Mexico, Canada and Europe Remain the Core Corridors

Mexico was the largest country market for U.S.-international air travel in May, with 3 million passengers, though traffic was down 6.7% from a year earlier. Canada followed with 2.5 million passengers, down 0.7%. The United Kingdom recorded 1.9 million passengers, down 2.3%, while Germany fell 7.4% to 966,000 passengers. Japan was one of the brighter spots among the largest markets, rising 2.7% to 930,000 passengers.

By region, Europe was broadly stable at 7.5 million passengers, up 0.2% from May 2025 and 5.4% ahead of May 2019. South and Central America plus the Caribbean rose 2.2% year over year and stood 12.8% above 2019. Asia improved 3.9% from May 2025 but remained 15.9% below May 2019, showing that the transpacific recovery is still not fully rebuilt.

The Middle East was the weakest regional performer in the May data, with passenger traffic down 23.1% year over year to 937,000. That decline is notable for airlines, tour operators and travelers because geopolitical disruptions and airspace concerns can quickly reshape routing, fares and traveler confidence.

Why This Matters for the U.S. Travel Industry

The new figures arrive at a sensitive moment for the American travel economy. U.S. Travel Association's spring forecast projects total travel spending of $1.37 trillion in 2026, with domestic travel carrying much of the growth. The same forecast expects international inbound spending to rise modestly this year to $178 billion, but still remain 18% below 2019 after adjusting for inflation.

That makes the May air data an early warning sign rather than a crisis signal. International air volume is not collapsing, but the visitors most valuable to U.S. destinations are still returning unevenly. Markets that rely on long-haul visitors, conventions, international shopping, theme parks, premium hotels or overseas group tours should watch whether the May softness continues into the peak summer period.

The pattern also supports a more cautious view of major-event demand. The World Cup is expected to help inbound travel in 2026, but the broader recovery remains sensitive to visa access, traveler sentiment, geopolitical risk, exchange rates and trip costs. A single tournament can lift select cities, yet it cannot automatically repair every inbound market.

The Gateways to Watch

The largest U.S. international gateways continue to carry the most visible share of this recovery. New York JFK handled 2.9 million international passengers in May, followed by Miami with 2.1 million and Los Angeles with 2 million. Chicago O'Hare and San Francisco each handled about 1.4 million.
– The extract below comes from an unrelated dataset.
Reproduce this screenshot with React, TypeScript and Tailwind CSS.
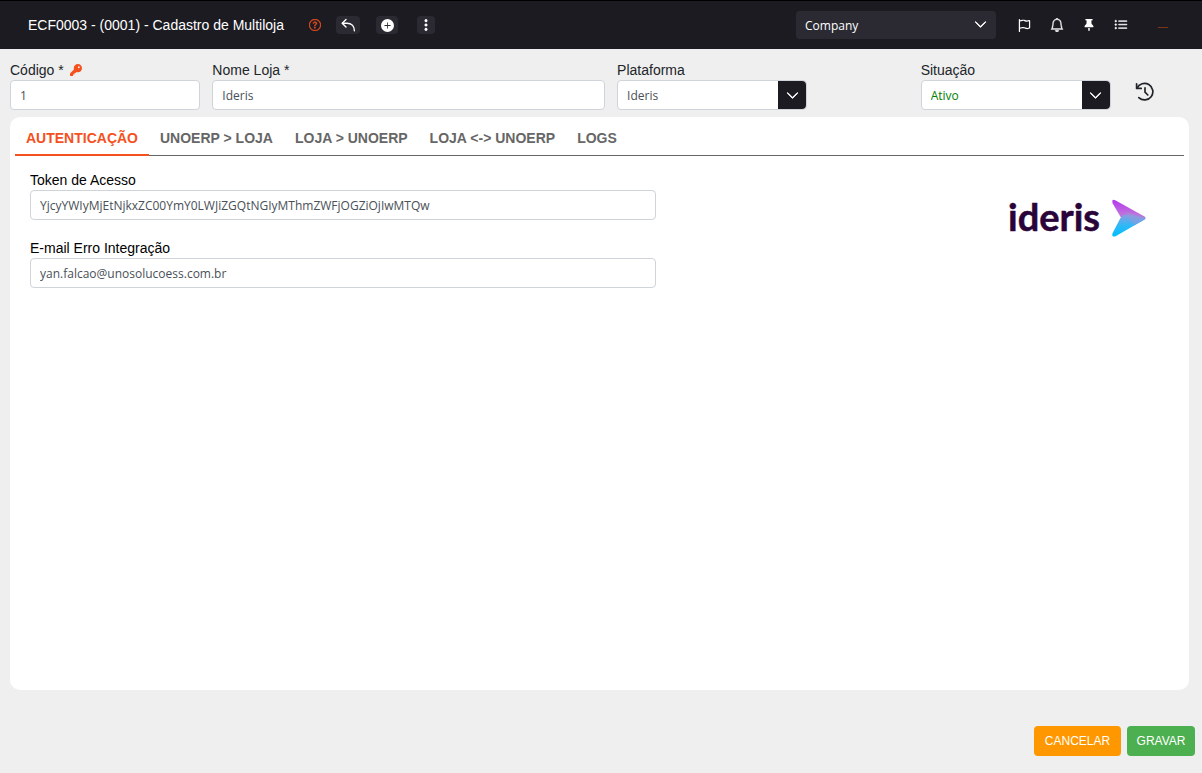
import React, { useState } from 'react';
import { clsx } from 'clsx';
import { BsBell, BsChevronDown, BsListUl, BsPlusCircleFill, BsQuestionCircle, BsThreeDotsVertical } from 'react-icons/bs';
import { FaKey, FaRegFlag, FaThumbtack } from 'react-icons/fa6';

const TABS = ['AUTENTICAÇÃO', 'UNOERP > LOJA', 'LOJA > UNOERP', 'LOJA <-> UNOERP', 'LOGS'];

const inputClass =
  "block w-full h-[30px] px-[9px] rounded border border-[#ced4da] bg-white font-['Open_Sans','Noto_Sans',sans-serif] text-xs outline-none";

const ReplyIcon = () => (
  <svg width="15" height="15" viewBox="0 0 15 15" fill="none" stroke="currentColor" strokeWidth="1.4" strokeLinecap="round" strokeLinejoin="round">
    <path d="M5 1.5 1.2 5.2 5 9" />
    <path d="M1.5 5.2H6c4.5 0 7.4 3 7.4 7.6" />
  </svg>
);

const HistoryIcon = () => (
  <svg width="20" height="20" viewBox="0 0 20 20" fill="none" stroke="currentColor" strokeWidth="1.7" strokeLinecap="round" strokeLinejoin="round">
    <path d="M1.6 1.8V6.4H6.2" />
    <path d="M2 6.2A8.3 8.3 0 1 1 3.8 15.6" />
    <path d="M10 5.8V10.2L12.8 13" />
  </svg>
);

const HeaderButton = ({ label, className, children }: { label: string, className: string, children: React.ReactNode }) => (
  <button type="button" aria-label={label} className={clsx("flex items-center justify-center h-[18px] rounded bg-[#2b2a33] text-white", className)}>
    {children}
  </button>
);

const TextField = ({ id, label, value, icon, className }: { id: string, label: string, value: string, icon?: React.ReactNode, className?: string }) => (
  <div className={className}>
    <label htmlFor={id} className="flex items-center gap-1.5 h-5 text-sm">
      {label}
      {icon}
    </label>
    <input id={id} type="text" defaultValue={value} className={clsx(inputClass, "text-[#495057]")} />
  </div>
);

const SelectField = ({ id, label, options, className, color = "text-[#495057]" }: { id: string, label: string, options: string[], className?: string, color?: string }) => (
  <div className={className}>
    <label htmlFor={id} className="flex items-center h-5 text-sm">{label}</label>
    <div className="relative">
      <select id={id} className={clsx(inputClass, "appearance-none pt-0.5", color)}>
        {options.map((option) => <option key={option}>{option}</option>)}
      </select>
      <span className="absolute right-px inset-y-px w-7 flex items-center justify-center rounded-r bg-[#1c1b22] text-white pointer-events-none">
        <BsChevronDown size={13} stroke="currentColor" strokeWidth={1} />
      </span>
    </div>
  </div>
);

const IderisLogo = () => (
  <svg width="140" height="60" viewBox="0 -6 140 60" role="img" aria-label="ideris">
    <defs>
      <linearGradient id="arrowBack" x1="0" y1="0" x2="0" y2="1">
        <stop offset="0" stopColor="#b537f0" />
        <stop offset="0.55" stopColor="#c070dc" />
        <stop offset="1" stopColor="#7fa4dc" />
      </linearGradient>
      <linearGradient id="arrowFront" x1="0" y1="0" x2="0" y2="1">
        <stop offset="0" stopColor="#8f9be0" />
        <stop offset="0.5" stopColor="#2fb9f6" />
        <stop offset="1" stopColor="#00bfff" />
      </linearGradient>
    </defs>
    <text x="0" y="37" fill="#2a0438" stroke="#2a0438" strokeWidth="0.5" strokeLinejoin="round" className="font-['Lato',sans-serif] font-bold text-[38px]">ideris</text>
    <path d="M107.2 6.2 136.6 22.6Q138.6 24 136.6 25.4L126 31.5 112.6 23 104.6 9.2Q103.4 4.6 107.2 6.2Z" fill="url(#arrowBack)" />
    <path d="M112.6 23.8Q116 19.5 119.5 21L137.4 24.6 136.6 25.4 107.6 42.2Q103.6 43.6 104.4 39.4Z" fill="url(#arrowFront)" />
    <path d="M118 18 137.8 24 126 31Z" fill="#8f9bdc" opacity="0.6" />
  </svg>
);

const Header = () => (
  <header className="flex items-center h-[49px] border-t border-black bg-[#1c1b22] pl-7 pr-[34px] text-white">
    <h1 className="text-sm">ECF0003 - (0001) - Cadastro de Multiloja</h1>
    <button type="button" aria-label="Ajuda" className="ml-[25px] text-[#f4511e]">
      <BsQuestionCircle size={12} stroke="currentColor" strokeWidth={0.5} />
    </button>
    <HeaderButton label="Voltar" className="ml-[15px] w-6"><ReplyIcon /></HeaderButton>
    <HeaderButton label="Adicionar" className="ml-4 w-[22px]"><BsPlusCircleFill size={13} /></HeaderButton>
    <HeaderButton label="Mais opções" className="ml-[19px] w-[18px]"><BsThreeDotsVertical size={14} stroke="currentColor" strokeWidth={0.5} /></HeaderButton>

    <div className="relative ml-auto w-[200px]">
      <select aria-label="Empresa" className="block w-full h-7 pl-[9px] pt-0.5 rounded appearance-none bg-[#2b2a33] font-['Open_Sans','Noto_Sans',sans-serif] text-xs font-medium text-white outline-none">
        <option>Company</option>
      </select>
      <BsChevronDown size={13} stroke="currentColor" strokeWidth={1} className="absolute right-[9px] top-[7px] pointer-events-none" />
    </div>

    <nav className="flex items-center gap-[19px] ml-[22px]">
      <button type="button" aria-label="Marcadores"><FaRegFlag size={13} /></button>
      <button type="button" aria-label="Notificações"><BsBell size={14} stroke="currentColor" strokeWidth={0.4} /></button>
      <button type="button" aria-label="Fixar"><FaThumbtack size={12} /></button>
      <button type="button" aria-label="Lista"><BsListUl size={14} stroke="currentColor" strokeWidth={0.6} /></button>
    </nav>
    <span className="ml-[30px] w-[10px] h-px mt-1 bg-[#7a3519]" />
  </header>
);

export default function App() {
  const [active, setActive] = useState(0);

  return (
    <div className="flex flex-col min-h-screen bg-[#efefef] font-['Liberation_Sans',Arial,sans-serif] text-[#212529]">
      <Header />

      <div className="flex pl-[10px] pt-[11px]">
        <div className="flex-1 grid grid-cols-11 gap-x-3">
          <TextField id="codigo" label="Código *" value="1" className="col-span-2" icon={<FaKey size={12} className="text-[#f4511e]" />} />
          <TextField id="nome" label="Nome Loja *" value="Ideris" className="col-span-4" />
          <SelectField id="plataforma" label="Plataforma" options={['Ideris']} className="col-span-2" />
          <SelectField id="situacao" label="Situação" options={['Ativo', 'Inativo']} className="col-start-10 col-span-2" color="text-[#008000]" />
        </div>
        <div className="w-[91px] pl-6 pt-[22px]">
          <button type="button" aria-label="Histórico" className="block"><HistoryIcon /></button>
        </div>
      </div>

      <main className="flex-1 mt-[7px] ml-[10px] mr-[13px] px-[5px] rounded-[10px] bg-white text-black">
        <div role="tablist" className="flex h-[39px] border-b border-[#666]">
          {TABS.map((tab, i) => (
            <button
              key={tab}
              type="button"
              role="tab"
              aria-selected={i === active}
              onClick={() => setActive(i)}
              className={clsx(
                "h-[39px] px-[11px] pt-1 border-b-2 text-sm font-bold",
                i === active ? "border-[#f4511e] text-[#f4511e]" : "border-transparent text-[#666]"
              )}
            >
              {tab}
            </button>
          ))}
        </div>

        <div className="flex items-start justify-between pl-[15px] pr-9 pt-[14px]">
          <div className="w-[56%] flex flex-col gap-[18px]">
            <TextField id="token" label="Token de Acesso" value="YjcyYWIyMjEtNjkxZC00YmY0LWJiZGQtNGIyMThmZWFjOGZiOjIwMTQw" />
            <TextField id="email" label="E-mail Erro Integração" value="yan.falcao@unosolucoess.com.br" />
          </div>
          <div className="mt-[18px]"><IderisLogo /></div>
        </div>
      </main>

      <footer className="flex justify-end gap-1.5 pt-9 pb-[17px] pr-[7px] text-xs text-white">
        <button type="button" className="h-[30px] w-[87px] rounded bg-[#ff9800]">CANCELAR</button>
        <button type="button" className="h-[30px] w-[68px] rounded bg-[#4caf50]">GRAVAR</button>
      </footer>
    </div>
  );
}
For travelers planning international trips, gateway choice matters. A busy airport can offer more nonstop options and more rebooking possibilities, but it can also mean longer lines, tighter connection planning and more pressure on ground transportation. Odyssey travelers can compare practical airport details for New York JFK, Miami International, Los Angeles International and San Francisco International before locking in a route.

What Travelers and Travel Sellers Should Take Away

For U.S. travelers, the main takeaway is that international demand remains strong enough to keep popular outbound flights competitive, especially around school breaks, major events and summer vacation windows. Booking early, protecting connections and comparing alternate gateways remain smart moves.

For travel advisors and tourism businesses, the message is different. Inbound demand should not be treated as fully recovered just because total international air traffic is above 2019. Long-haul visitor arrivals are still lagging, and source markets are moving at different speeds. The winners this summer may be the destinations and suppliers that price realistically, remove friction from the arrival experience and make it easy for visitors to plan airport transfers, hotels and local transportation before they land.

May's data does not show a broken international travel market. It shows a market that is busy, valuable and uneven. For the U.S. travel industry, that unevenness is now the story to watch.